Exercise task: In the material below, the lines containing the word "styles" are required; copy each of them.

Provided data:
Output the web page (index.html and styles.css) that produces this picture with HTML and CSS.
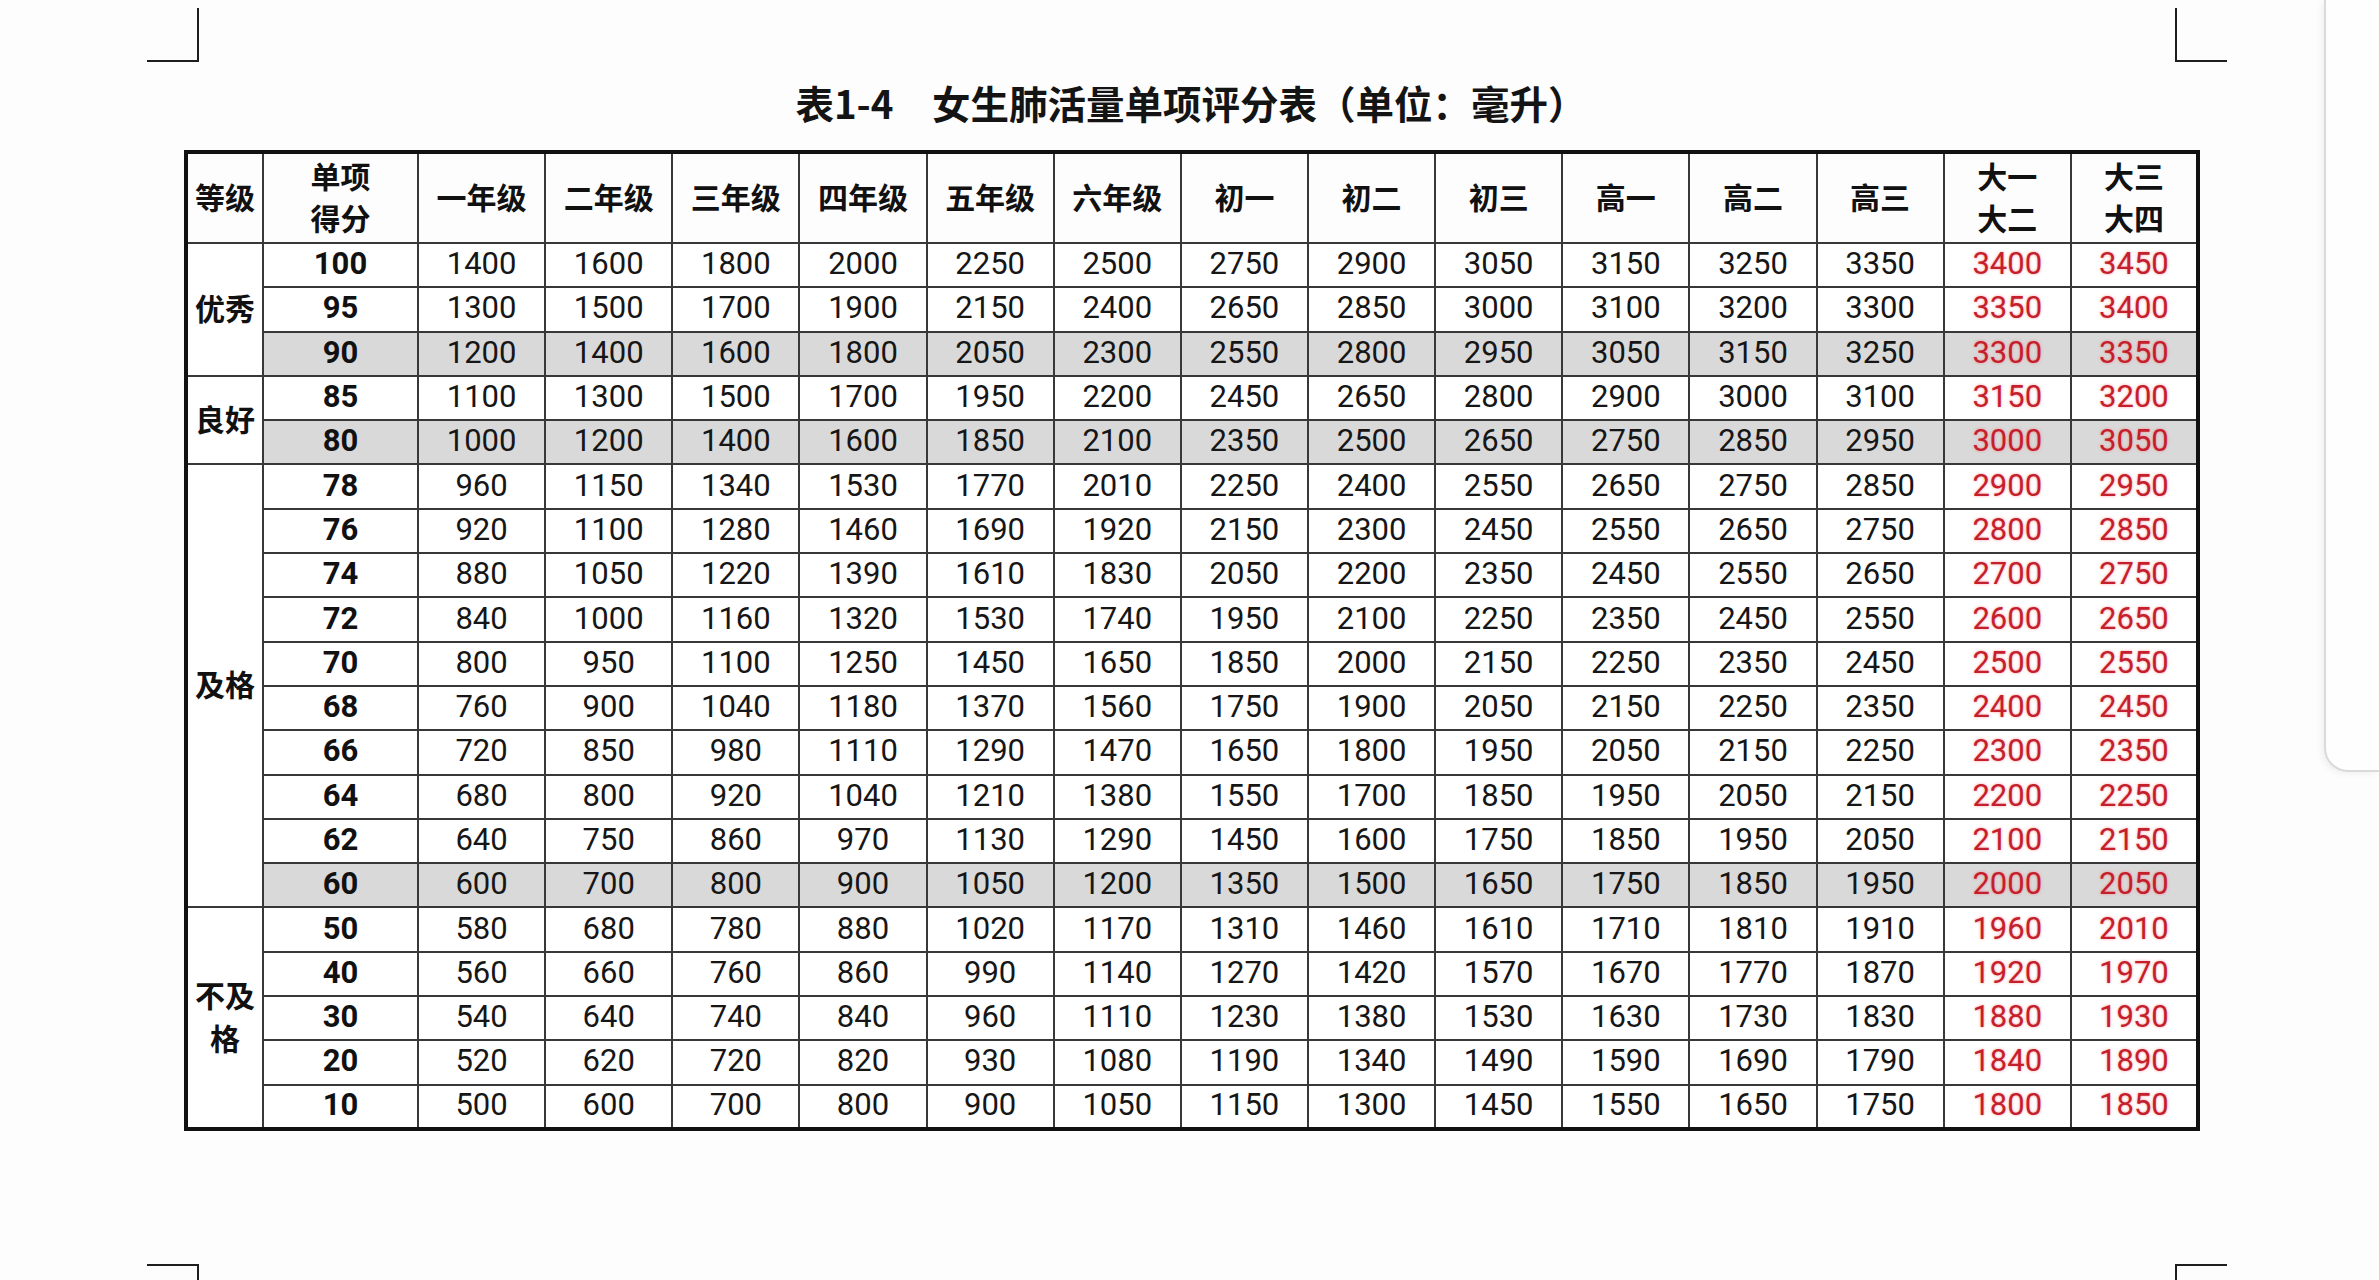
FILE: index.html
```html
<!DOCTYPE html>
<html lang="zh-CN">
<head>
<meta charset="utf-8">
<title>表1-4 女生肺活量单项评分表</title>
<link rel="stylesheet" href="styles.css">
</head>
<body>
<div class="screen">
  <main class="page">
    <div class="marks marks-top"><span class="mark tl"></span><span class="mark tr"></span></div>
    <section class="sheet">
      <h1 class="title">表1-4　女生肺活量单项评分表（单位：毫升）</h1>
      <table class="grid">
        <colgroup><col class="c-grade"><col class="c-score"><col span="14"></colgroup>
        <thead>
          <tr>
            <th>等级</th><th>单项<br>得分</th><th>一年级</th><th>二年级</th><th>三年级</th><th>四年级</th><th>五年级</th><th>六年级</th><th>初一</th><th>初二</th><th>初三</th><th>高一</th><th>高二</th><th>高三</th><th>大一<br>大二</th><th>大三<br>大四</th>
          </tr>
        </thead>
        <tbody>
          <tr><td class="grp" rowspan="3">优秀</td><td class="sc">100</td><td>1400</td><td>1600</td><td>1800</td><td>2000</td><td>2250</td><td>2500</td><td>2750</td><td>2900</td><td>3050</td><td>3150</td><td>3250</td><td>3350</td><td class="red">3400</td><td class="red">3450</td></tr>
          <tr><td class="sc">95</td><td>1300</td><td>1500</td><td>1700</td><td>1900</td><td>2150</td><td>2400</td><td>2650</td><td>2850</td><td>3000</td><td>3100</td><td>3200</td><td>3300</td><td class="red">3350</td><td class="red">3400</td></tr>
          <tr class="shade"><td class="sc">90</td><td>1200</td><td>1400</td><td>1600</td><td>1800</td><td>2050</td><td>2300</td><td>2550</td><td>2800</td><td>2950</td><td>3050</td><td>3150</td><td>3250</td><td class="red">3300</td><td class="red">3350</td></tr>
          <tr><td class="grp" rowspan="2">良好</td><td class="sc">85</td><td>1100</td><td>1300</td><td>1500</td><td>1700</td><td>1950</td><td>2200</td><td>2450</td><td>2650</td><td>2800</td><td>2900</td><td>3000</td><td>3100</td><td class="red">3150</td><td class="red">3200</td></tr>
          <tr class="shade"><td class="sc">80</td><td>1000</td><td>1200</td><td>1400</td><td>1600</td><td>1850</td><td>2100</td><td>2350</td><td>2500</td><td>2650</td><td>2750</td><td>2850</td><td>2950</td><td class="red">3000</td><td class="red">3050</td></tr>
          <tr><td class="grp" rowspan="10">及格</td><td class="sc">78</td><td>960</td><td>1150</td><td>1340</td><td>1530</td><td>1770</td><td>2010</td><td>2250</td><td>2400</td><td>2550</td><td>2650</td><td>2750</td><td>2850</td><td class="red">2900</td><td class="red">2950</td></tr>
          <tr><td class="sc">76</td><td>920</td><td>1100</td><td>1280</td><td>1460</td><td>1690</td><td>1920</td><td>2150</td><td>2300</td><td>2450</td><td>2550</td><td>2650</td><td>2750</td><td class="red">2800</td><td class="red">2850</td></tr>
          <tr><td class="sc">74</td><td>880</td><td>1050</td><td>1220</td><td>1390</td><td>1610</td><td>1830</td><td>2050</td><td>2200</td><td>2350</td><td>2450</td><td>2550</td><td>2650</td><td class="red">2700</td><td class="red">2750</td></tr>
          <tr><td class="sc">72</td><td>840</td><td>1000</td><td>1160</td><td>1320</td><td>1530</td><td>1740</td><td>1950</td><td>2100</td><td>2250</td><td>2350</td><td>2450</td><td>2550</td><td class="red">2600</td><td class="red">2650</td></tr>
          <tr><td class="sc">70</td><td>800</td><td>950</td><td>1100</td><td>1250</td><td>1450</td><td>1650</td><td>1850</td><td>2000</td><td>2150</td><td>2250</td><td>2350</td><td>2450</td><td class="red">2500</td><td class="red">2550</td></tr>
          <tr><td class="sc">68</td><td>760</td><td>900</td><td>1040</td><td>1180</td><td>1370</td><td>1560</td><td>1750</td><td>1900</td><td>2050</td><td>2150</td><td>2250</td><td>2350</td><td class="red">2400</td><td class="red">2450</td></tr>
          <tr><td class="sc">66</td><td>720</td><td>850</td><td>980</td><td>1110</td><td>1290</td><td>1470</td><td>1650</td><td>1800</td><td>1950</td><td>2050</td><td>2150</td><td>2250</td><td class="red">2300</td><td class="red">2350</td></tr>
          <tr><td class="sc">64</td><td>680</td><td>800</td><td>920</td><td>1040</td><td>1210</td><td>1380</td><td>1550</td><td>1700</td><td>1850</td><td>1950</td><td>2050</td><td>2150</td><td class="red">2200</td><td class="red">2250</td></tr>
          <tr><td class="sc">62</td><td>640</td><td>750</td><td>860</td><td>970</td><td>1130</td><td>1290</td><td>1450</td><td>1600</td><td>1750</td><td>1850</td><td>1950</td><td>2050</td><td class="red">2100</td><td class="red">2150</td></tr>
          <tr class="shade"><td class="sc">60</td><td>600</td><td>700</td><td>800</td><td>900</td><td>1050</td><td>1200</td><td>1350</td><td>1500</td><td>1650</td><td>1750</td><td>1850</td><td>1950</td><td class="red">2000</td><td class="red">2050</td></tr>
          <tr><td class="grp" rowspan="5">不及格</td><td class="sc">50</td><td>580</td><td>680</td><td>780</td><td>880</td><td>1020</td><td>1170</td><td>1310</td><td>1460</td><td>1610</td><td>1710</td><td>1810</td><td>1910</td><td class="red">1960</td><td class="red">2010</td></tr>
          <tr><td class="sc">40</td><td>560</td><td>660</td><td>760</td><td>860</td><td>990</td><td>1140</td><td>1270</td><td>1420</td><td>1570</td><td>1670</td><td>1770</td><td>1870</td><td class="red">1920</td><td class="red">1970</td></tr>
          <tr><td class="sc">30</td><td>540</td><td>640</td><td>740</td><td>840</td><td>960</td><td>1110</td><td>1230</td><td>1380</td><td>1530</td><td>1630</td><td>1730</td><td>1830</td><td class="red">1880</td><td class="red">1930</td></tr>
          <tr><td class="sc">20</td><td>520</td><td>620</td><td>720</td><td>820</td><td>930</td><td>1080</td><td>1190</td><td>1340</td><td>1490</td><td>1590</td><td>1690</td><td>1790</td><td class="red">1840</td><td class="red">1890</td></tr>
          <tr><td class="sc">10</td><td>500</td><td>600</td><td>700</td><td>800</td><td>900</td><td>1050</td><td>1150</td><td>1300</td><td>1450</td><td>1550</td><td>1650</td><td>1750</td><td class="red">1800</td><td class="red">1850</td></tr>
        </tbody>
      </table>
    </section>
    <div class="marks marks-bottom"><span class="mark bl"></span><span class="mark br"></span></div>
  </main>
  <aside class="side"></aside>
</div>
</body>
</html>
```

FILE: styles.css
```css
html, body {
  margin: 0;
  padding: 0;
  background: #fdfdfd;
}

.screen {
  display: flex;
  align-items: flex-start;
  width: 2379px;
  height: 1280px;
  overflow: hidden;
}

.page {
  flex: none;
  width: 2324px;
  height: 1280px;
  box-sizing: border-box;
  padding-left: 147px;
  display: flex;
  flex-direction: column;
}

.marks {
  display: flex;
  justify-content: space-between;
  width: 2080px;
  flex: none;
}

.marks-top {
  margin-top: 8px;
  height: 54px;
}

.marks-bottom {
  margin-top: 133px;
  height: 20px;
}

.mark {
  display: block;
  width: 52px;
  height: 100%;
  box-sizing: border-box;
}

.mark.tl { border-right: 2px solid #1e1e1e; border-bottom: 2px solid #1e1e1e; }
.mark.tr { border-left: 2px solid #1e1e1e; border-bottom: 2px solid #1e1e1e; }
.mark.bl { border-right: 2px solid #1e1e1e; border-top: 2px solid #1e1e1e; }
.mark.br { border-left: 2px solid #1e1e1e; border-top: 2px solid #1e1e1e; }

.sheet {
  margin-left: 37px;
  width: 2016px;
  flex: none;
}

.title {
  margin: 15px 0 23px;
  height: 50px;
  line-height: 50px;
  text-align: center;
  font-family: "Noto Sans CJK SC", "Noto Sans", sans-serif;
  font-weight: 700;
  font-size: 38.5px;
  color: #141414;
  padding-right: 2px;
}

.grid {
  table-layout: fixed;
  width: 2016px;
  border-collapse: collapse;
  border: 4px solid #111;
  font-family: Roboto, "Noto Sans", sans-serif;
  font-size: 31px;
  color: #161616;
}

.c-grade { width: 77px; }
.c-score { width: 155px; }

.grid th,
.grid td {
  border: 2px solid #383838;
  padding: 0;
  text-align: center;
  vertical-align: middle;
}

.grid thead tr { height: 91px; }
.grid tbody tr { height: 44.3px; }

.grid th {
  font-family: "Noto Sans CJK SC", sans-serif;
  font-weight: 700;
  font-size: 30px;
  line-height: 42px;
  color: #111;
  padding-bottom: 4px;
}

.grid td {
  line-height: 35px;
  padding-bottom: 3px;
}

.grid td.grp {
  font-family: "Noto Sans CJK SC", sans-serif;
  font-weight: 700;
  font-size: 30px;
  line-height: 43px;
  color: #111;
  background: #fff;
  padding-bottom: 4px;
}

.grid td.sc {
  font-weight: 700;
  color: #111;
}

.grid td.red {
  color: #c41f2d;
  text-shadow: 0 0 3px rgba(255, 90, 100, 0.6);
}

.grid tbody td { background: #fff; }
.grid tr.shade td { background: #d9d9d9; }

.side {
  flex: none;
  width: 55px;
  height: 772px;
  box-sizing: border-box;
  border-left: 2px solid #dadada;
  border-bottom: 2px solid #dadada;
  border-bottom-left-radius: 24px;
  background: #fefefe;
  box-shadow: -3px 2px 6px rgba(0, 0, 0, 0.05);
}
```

Full answer:
Output the web page (index.html and styles.css) that produces this picture with HTML and CSS.
<link rel="stylesheet" href="styles.css">
FILE: styles.css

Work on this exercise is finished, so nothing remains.